Rows from a dataset of pages and code:
* start *
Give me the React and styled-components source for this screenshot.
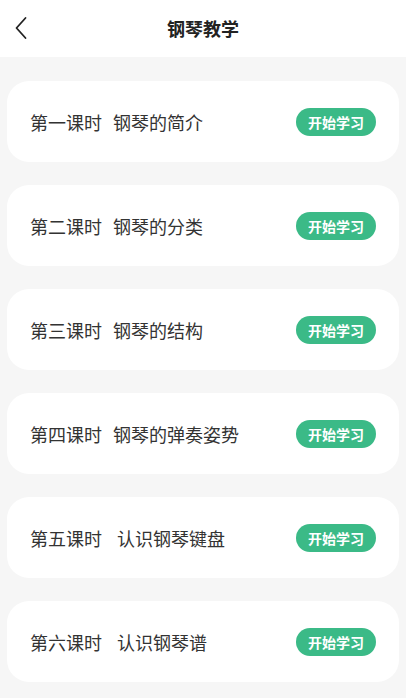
import React from 'react'
import styled, { createGlobalStyle } from 'styled-components'

const GlobalStyle = createGlobalStyle`
  html, body {
    margin: 0;
    padding: 0;
    background: #f6f6f6;
    font-family: "Noto Sans CJK SC", "Noto Sans", sans-serif;
  }
`

// the last two titles sit a little further from the lesson number
const lessons = [
    { no: '第一课时', title: '钢琴的简介', gap: 11 },
    { no: '第二课时', title: '钢琴的分类', gap: 11 },
    { no: '第三课时', title: '钢琴的结构', gap: 11 },
    { no: '第四课时', title: '钢琴的弹奏姿势', gap: 11 },
    { no: '第五课时', title: '认识钢琴键盘', gap: 15 },
    { no: '第六课时', title: '认识钢琴谱', gap: 15 },
]

function App() {
    return (
        <Page>
            <GlobalStyle />
            <Header>
                <BackButton aria-label='back'>
                    <svg width='14' height='24' viewBox='0 0 14 24' fill='none'>
                        <path d='M11.5 2 L2.5 12 L11.5 22' stroke='#222' strokeWidth='1.8' strokeLinecap='round' strokeLinejoin='round' />
                    </svg>
                </BackButton>
                <Title>钢琴教学</Title>
            </Header>
            <List>
                {lessons.map((l) => (
                    <Card key={l.no}>
                        <LessonName>
                            {l.no}
                            <LessonTitle $gap={l.gap}>{l.title}</LessonTitle>
                        </LessonName>
                        <StartButton>开始学习</StartButton>
                    </Card>
                ))}
            </List>
        </Page>
    )
}

const Page = styled.div`
  min-height: 698px;
  background: #f6f6f6;
`

const Header = styled.div`
  position: relative;
  height: 57px;
  background: #fff;
  display: flex;
  align-items: center;
  justify-content: center;
`

const BackButton = styled.div`
  position: absolute;
  left: 14px;
  top: 16px;
  display: flex;
`

const Title = styled.div`
  font-size: 18px;
  font-weight: 700;
  color: #222;
  margin-top: -1px;
`

const List = styled.div`
  display: flex;
  flex-direction: column;
  gap: 23px;
  padding: 24px 7px 0;
`

const Card = styled.div`
  height: 81px;
  background: #fff;
  border-radius: 22px;
  display: flex;
  align-items: center;
  justify-content: space-between;
  padding: 0 23px 0 23px;
`

const LessonName = styled.div`
  display: flex;
  font-size: 18px;
  color: #333;
`

const LessonTitle = styled.span`
  margin-left: ${(p) => p.$gap}px;
`

const StartButton = styled.div`
  width: 80px;
  height: 28px;
  border-radius: 14px;
  background: #3bba87;
  color: #fff;
  font-size: 14px;
  font-weight: 700;
  display: flex;
  align-items: center;
  justify-content: center;
`

export default App
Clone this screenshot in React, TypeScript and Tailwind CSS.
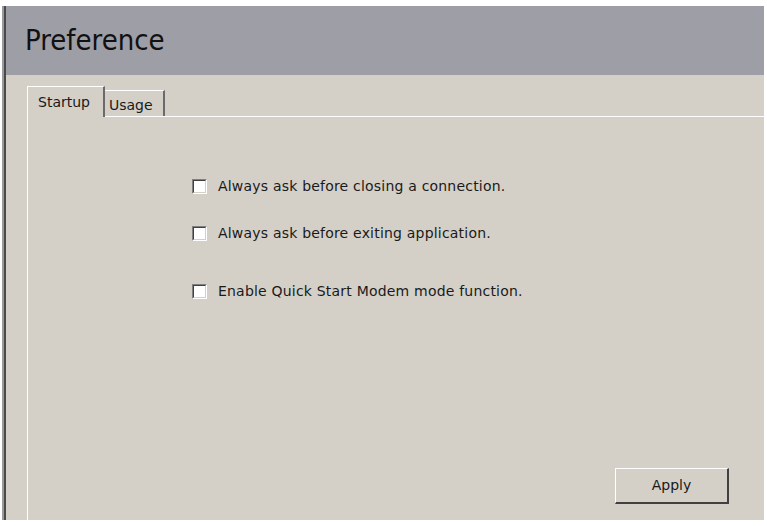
import React from "react";

const font = { fontFamily: '"DejaVu Sans", Verdana, sans-serif' };

function Check({ label, className }: { label: string; className?: string }) {
  return (
    <div className={"flex items-center " + (className ?? "")}>
      <div className="w-[15px] h-[15px] border-t border-l border-t-[#808080] border-l-[#808080] border-b border-r border-b-white border-r-white">
        <div className="w-full h-full bg-white border-t border-l border-t-[#404040] border-l-[#404040] border-b border-r border-b-[#d4d0c8] border-r-[#d4d0c8]" />
      </div>
      <span className="ml-[11px] text-[14px] leading-[20px] text-[#1a1a1a] tracking-[0.2px]">{label}</span>
    </div>
  );
}

export default function App() {
  return (
    <div className="w-[767px] h-[526px] bg-white overflow-hidden" style={font}>
      <div className="mt-[6px] ml-[2px] w-[762px] h-[514px] flex">
        <div className="w-[2px] bg-[#9a9a9a]" />
        <div className="w-[2px] bg-[#4a4a4a]" />
        <div className="flex-1 flex flex-col">
          <div className="h-[69px] bg-[#9e9ea6] flex items-center pl-[19px]">
            <span className="text-[29px] text-[#111] font-stretch-condensed leading-none">Preference</span>
          </div>
          <div className="flex-1 bg-[#d4d0c8] flex flex-col pt-[11px] pl-[21px]">
            <div className="flex items-end h-[31px]">
              <div className="h-[31px] w-[78px] border-t border-l border-white border-r-2 border-r-[#6a6a6a] flex items-start pl-[10px] pt-[7px] relative z-10 bg-[#d4d0c8]">
                <span className="text-[14px] leading-[17px] text-[#1a1a1a]">Startup</span>
              </div>
              <div className="h-[26px] w-[60px] border-t border-white border-r-2 border-r-[#6a6a6a] flex items-start pl-[4px] pt-[6px] mb-[1px]">
                <span className="text-[14px] leading-[17px] text-[#1a1a1a]">Usage</span>
              </div>
            </div>
            <div className="flex-1 -mt-[1px] border-t border-l border-white flex flex-col">
              <div className="pl-[164px] pt-[59px] flex flex-col">
                <Check label="Always ask before closing a connection." />
                <Check label="Always ask before exiting application." className="mt-[27px]" />
                <Check label="Enable Quick Start Modem mode function." className="mt-[38px]" />
              </div>
              <div className="flex-1" />
              <div className="flex justify-end pr-[35px] pb-[16px]">
                <div className="w-[114px] h-[36px] border-t border-l border-white border-b-2 border-r-2 border-b-[#404040] border-r-[#404040] flex items-center justify-center">
                  <span className="text-[14px] text-[#1a1a1a]">Apply</span>
                </div>
              </div>
            </div>
          </div>
        </div>
      </div>
    </div>
  );
}
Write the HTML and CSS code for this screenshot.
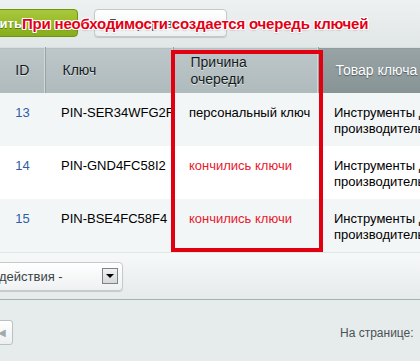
FILE: index.html
```html
<!doctype html>
<html lang="ru">
  <head>
    <meta charset="UTF-8" />
    <meta name="viewport" content="width=device-width, initial-scale=1.0" />
    <title>Ключи</title>
    <link rel="stylesheet" href="styles.css">
  </head>
  <body>
    <div class="page">
      <div class="toolbar">
        <button class="btn btn-green">Добавить</button>
        <button class="btn btn-light">Генерировать</button>
      </div>

      <table class="grid">
        <colgroup>
          <col class="c-id" />
          <col class="c-key" />
          <col class="c-reason" />
          <col class="c-product" />
        </colgroup>
        <thead>
          <tr>
            <th class="center">ID</th>
            <th>Ключ</th>
            <th>Причина<br />очереди</th>
            <th class="dark">Товар ключа</th>
          </tr>
        </thead>
        <tbody>
          <tr class="odd">
            <td class="center id">13</td>
            <td class="clip">PIN-SER34WFG2R</td>
            <td>персональный ключ</td>
            <td class="clip">Инструменты для<br />производительности</td>
          </tr>
          <tr>
            <td class="center id">14</td>
            <td class="clip">PIN-GND4FC58I2</td>
            <td class="warn">кончились ключи</td>
            <td class="clip">Инструменты для<br />производительности</td>
          </tr>
          <tr class="odd">
            <td class="center id">15</td>
            <td class="clip">PIN-BSE4FC58F4</td>
            <td class="warn">кончились ключи</td>
            <td class="clip">Инструменты для<br />производительности</td>
          </tr>
        </tbody>
      </table>

      <div class="footer">
        <div class="select">
          <span>- действия -</span>
          <span class="arrow"></span>
        </div>
      </div>

      <div class="nav">
        <button class="nav-btn">&#9664;</button>
        <span class="per-page">На странице:</span>
        <span class="per-select"></span>
      </div>

      <div class="note">При необходимости создается очередь ключей</div>
      <div class="frame"></div>
    </div>
  </body>
</html>
```

FILE: styles.css
```css
html,
body {
  margin: 0;
  padding: 0;
}
body {
  font-family: "Liberation Sans", Arial, sans-serif;
  font-size: 13px;
  color: #000;
  background: #e6ebec;
  overflow: hidden;
}
.page {
  position: relative;
  width: 420px;
  height: 361px;
  overflow: hidden;
}
.toolbar {
  height: 47px;
  display: flex;
  align-items: flex-start;
  gap: 16px;
  padding-top: 9px;
  box-sizing: border-box;
  background: linear-gradient(#eef1f2, #e1e6e7);
}
.btn {
  height: 28px;
  border-radius: 4px;
  font-family: inherit;
  font-size: 13px;
  font-weight: bold;
  padding: 0;
}
.btn-green {
  width: 124px;
  margin-left: -46px;
  text-align: left;
  padding-left: 4px;
  color: #fff;
  border: 1px solid #6f9612;
  background: linear-gradient(#a8c83a, #86ad1c);
  text-shadow: 0 1px 0 #5a7a0c;
}
.btn-light {
  width: 133px;
  color: #3f4b4e;
  border: 1px solid #c3cacc;
  background: linear-gradient(#ffffff, #edf0f1);
  box-shadow: 0 1px 1px rgba(0, 0, 0, 0.15);
  font-weight: normal;
  text-align: left;
  padding-left: 14px;
}
.grid {
  border-collapse: collapse;
  table-layout: fixed;
  width: 520px;
}
.c-id {
  width: 45px;
}
.c-key {
  width: 128px;
}
.c-reason {
  width: 145px;
}
.c-product {
  width: 202px;
}
.grid th {
  height: 45px;
  padding: 0 0 0 17px;
  text-align: left;
  font-size: 14px;
  font-weight: normal;
  line-height: 17px;
  color: #141a1c;
  text-shadow: 0 1px 0 rgba(255, 255, 255, 0.6);
  background: linear-gradient(#bdc7c9, #afbabc);
  border-top: 1px solid #d8dfe0;
  border-right: 1px solid #97a3a5;
  box-shadow: inset -1px 0 0 #cfd7d8;
}
.grid th.center {
  padding-left: 0;
  text-align: center;
}
.grid th.dark {
  color: #fff;
  text-shadow: 0 1px 1px #505a5c;
  background: linear-gradient(#98a3a5, #879395);
  border-right: none;
  box-shadow: none;
}
.grid td {
  height: 53px;
  padding: 12px 0 0 16px;
  box-sizing: border-box;
  vertical-align: top;
  line-height: 16px;
  white-space: nowrap;
  background: #fff;
}
.grid tr.odd td {
  background: #f3f6f7;
}
.grid td.center {
  padding-left: 0;
  text-align: center;
}
.grid td.id {
  color: #2f5ea6;
}
.grid td.clip {
  overflow: hidden;
}
.grid td.warn {
  color: #e8192c;
}
.footer {
  height: 46px;
  display: flex;
  align-items: center;
  background: linear-gradient(#f7f9f9, #e5eaeb);
  border-top: 1px solid #e1e6e7;
  border-bottom: 1px solid #a7b0b2;
}
.select {
  width: 133px;
  height: 29px;
  margin-left: -10px;
  flex-shrink: 0;
  box-sizing: border-box;
  display: flex;
  align-items: center;
  justify-content: space-between;
  padding: 0 4px 0 0;
  border: 1px solid #c4cbcd;
  border-radius: 4px;
  background: linear-gradient(#ffffff, #eef1f2);
  box-shadow: 0 1px 1px rgba(0, 0, 0, 0.15);
  color: #3b4447;
}
.select .arrow {
  width: 16px;
  height: 16px;
  box-sizing: border-box;
  border: 1px solid #7c8486;
  background: linear-gradient(#f1f2f2, #d5d9da);
  position: relative;
}
.select .arrow::after {
  content: "";
  position: absolute;
  left: 3px;
  top: 5px;
  border-left: 4px solid transparent;
  border-right: 4px solid transparent;
  border-top: 4px solid #000;
}
.nav {
  display: flex;
  align-items: center;
  height: 62px;
  padding-top: 2px;
  box-sizing: border-box;
}
.nav-btn {
  flex-shrink: 0;
  width: 28px;
  height: 25px;
  margin-left: -15px;
  border: 1px solid #b9c1c3;
  border-radius: 3px;
  background: linear-gradient(#ffffff, #eceff0);
  color: #a1a9ab;
  font-size: 10px;
  padding: 0 0 0 12px;
  text-align: left;
}
.per-page {
  flex-shrink: 0;
  white-space: nowrap;
  margin-left: 327px;
  margin-top: 2px;
  font-size: 12px;
  color: #4a5255;
}
.per-select {
  flex-shrink: 0;
  width: 30px;
  height: 24px;
  margin-left: 10px;
  border: 1px solid #c4cbcd;
  border-radius: 3px;
  background: #fff;
}
.note {
  position: absolute;
  left: 22px;
  top: 15px;
  font-size: 15px;
  font-weight: bold;
  letter-spacing: -0.2px;
  color: #e30016;
  white-space: nowrap;
  text-shadow: 1px 0 0 #fff, -1px 0 0 #fff, 0 1px 0 #fff, 0 -1px 0 #fff,
    1px 1px 0 #fff, -1px -1px 0 #fff, 1px -1px 0 #fff, -1px 1px 0 #fff,
    0 1px 2px rgba(0, 0, 0, 0.4);
}
.frame {
  position: absolute;
  left: 171px;
  top: 50px;
  width: 152px;
  height: 202px;
  box-sizing: border-box;
  border: 4px solid #e10010;
}
```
* end *
● **Directions for this task**:
Return solely the number of lines in the data that include the word "screenshot".

● **Written reply**:
3